Media Asuransi, JAKARTA – Harga Bitcoin di awal Juni 2025 masih bergerak stagnan di kisaran US$104.000 hingga US$106.000, atau sekitar Rp1,69 miliar hingga Rp1,72 miliar.
Meski begitu, Bitcoin berhasil mencatatkan tonggak sejarah dengan mempertahankan level di atas US$100.000 selama 27 hari berturut-turut — periode terpanjang sejak pertama kali menembus angka enam digit pada Januari 2025.
Menurut Analyst Tokocrypto, Fyqieh Fachrur, pergerakan sideways ini merupakan bagian dari siklus pasar yang normal. Ia menjelaskan bahwa banyak investor jangka panjang kini merealisasikan keuntungan setelah bertahun-tahun memegang Bitcoin yang dulunya dibeli di harga rendah.
|Baca juga: Bitcoin Masuk Fase Konsolidasi, Ethereum Bersinar?
“Pergerakan saat ini didorong oleh aksi ambil untung dari para pemegang lama. Namun pasar masih menunjukkan kekuatan karena tidak ada tekanan makroekonomi besar yang menekan harga lebih dalam,” ujar Fyqieh dalam keterangan resmi dikutip, Selasa, 10 Juni 2025.
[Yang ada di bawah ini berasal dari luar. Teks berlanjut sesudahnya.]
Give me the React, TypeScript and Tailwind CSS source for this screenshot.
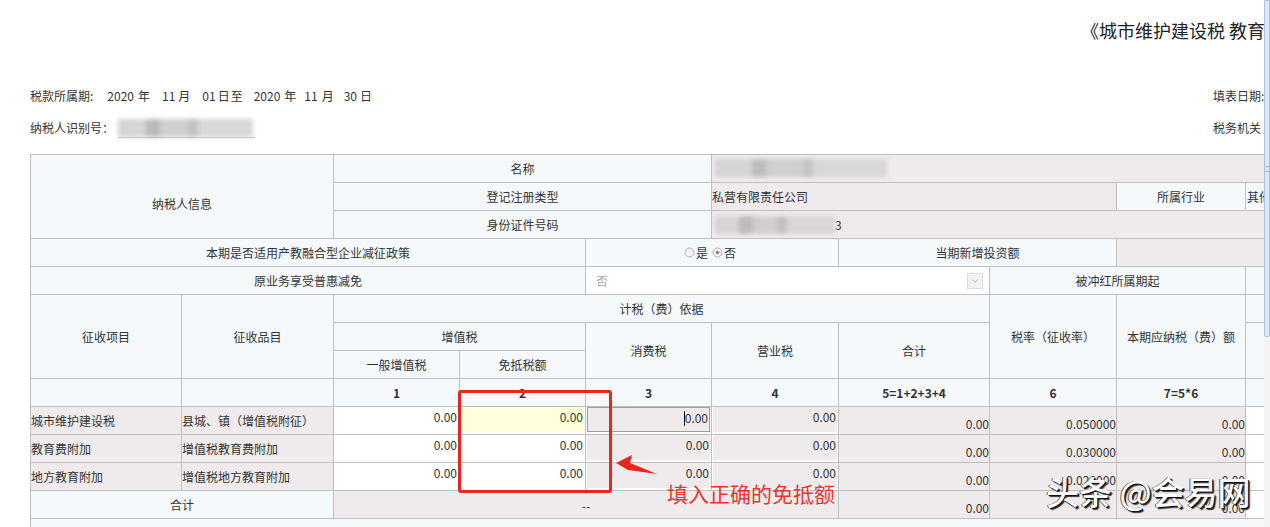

Selama Bitcoin mampu bertahan di atas zona US$104.000–US$105.000, kondisi ini bisa dianggap sebagai fase konsolidasi yang sehat sebelum mencoba menembus resistance di US$107.500. Area US$107.500 disebut Fyqieh sebagai titik penting yang dapat membuka peluang menuju rekor harga baru.
Namun, hingga kini belum ada katalis ekonomi besar yang mampu mendorong volatilitas signifikan di pasar kripto. Salah satu faktor yang membantu menahan tekanan jual adalah arus masuk ke ETF spot Bitcoin di Amerika Serikat. Pada 3 Juni, tercatat arus masuk bersih sebesar US$375,1 juta, menghentikan tren arus keluar selama tiga hari sebelumnya.
Meskipun demikian, sentimen terhadap kebijakan perdagangan mantan Presiden AS Donald Trump dan ketidakpastian arah suku bunga The Fed sempat membebani permintaan ETF. Investor tetap berhati-hati menjelang pembicaraan dagang AS-China dan rilis laporan ketenagakerjaan AS.
|Baca juga: Robert Kiyosaki: 0,01 Bitcoin Bisa Buat Seseorang Sangat Kaya
Data ekonomi yang akan menjadi perhatian selanjutnya adalah laporan inflasi Indeks Harga Konsumen (CPI) bulan Mei yang akan dirilis pada 11 Juni. Perkiraan dari Federal Reserve Atlanta menunjukkan inflasi bulanan sebesar 0,12%, atau 0,23% jika tidak termasuk makanan dan energi. Angka ini sejalan dengan laporan inflasi bulan April.
Namun, angka-angka tersebut belum memperhitungkan potensi dampak dari tarif baru yang mulai diberlakukan. Banyak perusahaan besar, seperti produsen mobil dan pengecer, belum menyesuaikan harga mereka, sehingga dampaknya mungkin belum tercermin dalam CPI bulan Mei. Kenaikan harga kemungkinan baru akan terlihat di laporan CPI bulan Juni atau Juli.
|Baca juga: Valas vs Bitcoin, Mana yang Lebih Aman untuk Investasi?
Sementara itu, Federal Open Market Committee (FOMC) dijadwalkan akan menetapkan suku bunga pada 18 Juni, setelah data CPI dirilis. Pasar memperkirakan suku bunga akan tetap stabil di kisaran 4,25%–4,5%, sesuai dengan proyeksi CME FedWatch Tool. FOMC sendiri masih bersikap hati-hati dan menunggu data ekonomi lebih lanjut sebelum mengambil keputusan pemangkasan suku bunga yang mungkin terjadi di akhir tahun.
Selain Bitcoin, beberapa aset kripto utama juga mencatatkan penurunan. Ethereum terkoreksi tipis 0,03% ke US$2.614,70, Solana turun 1,96% ke US$153,78, dan stablecoin Tether juga sedikit melemah 0,03% ke US$1.
Pergerakan pasar dalam waktu dekat diperkirakan akan sangat dipengaruhi oleh rilis data ketenagakerjaan AS, terutama laporan Non-Farm Payrolls (NFP) yang bisa menjadi pemicu volatilitas jika hasilnya jauh dari ekspektasi.
“Jika tidak ada katalis eksternal yang signifikan dalam waktu dekat, kemungkinan besar Bitcoin akan tetap bergerak sideways. Namun secara struktur pasar tetap kuat, didukung volume transaksi yang tinggi dan antusiasme investor yang solid,” tutup Fyqieh.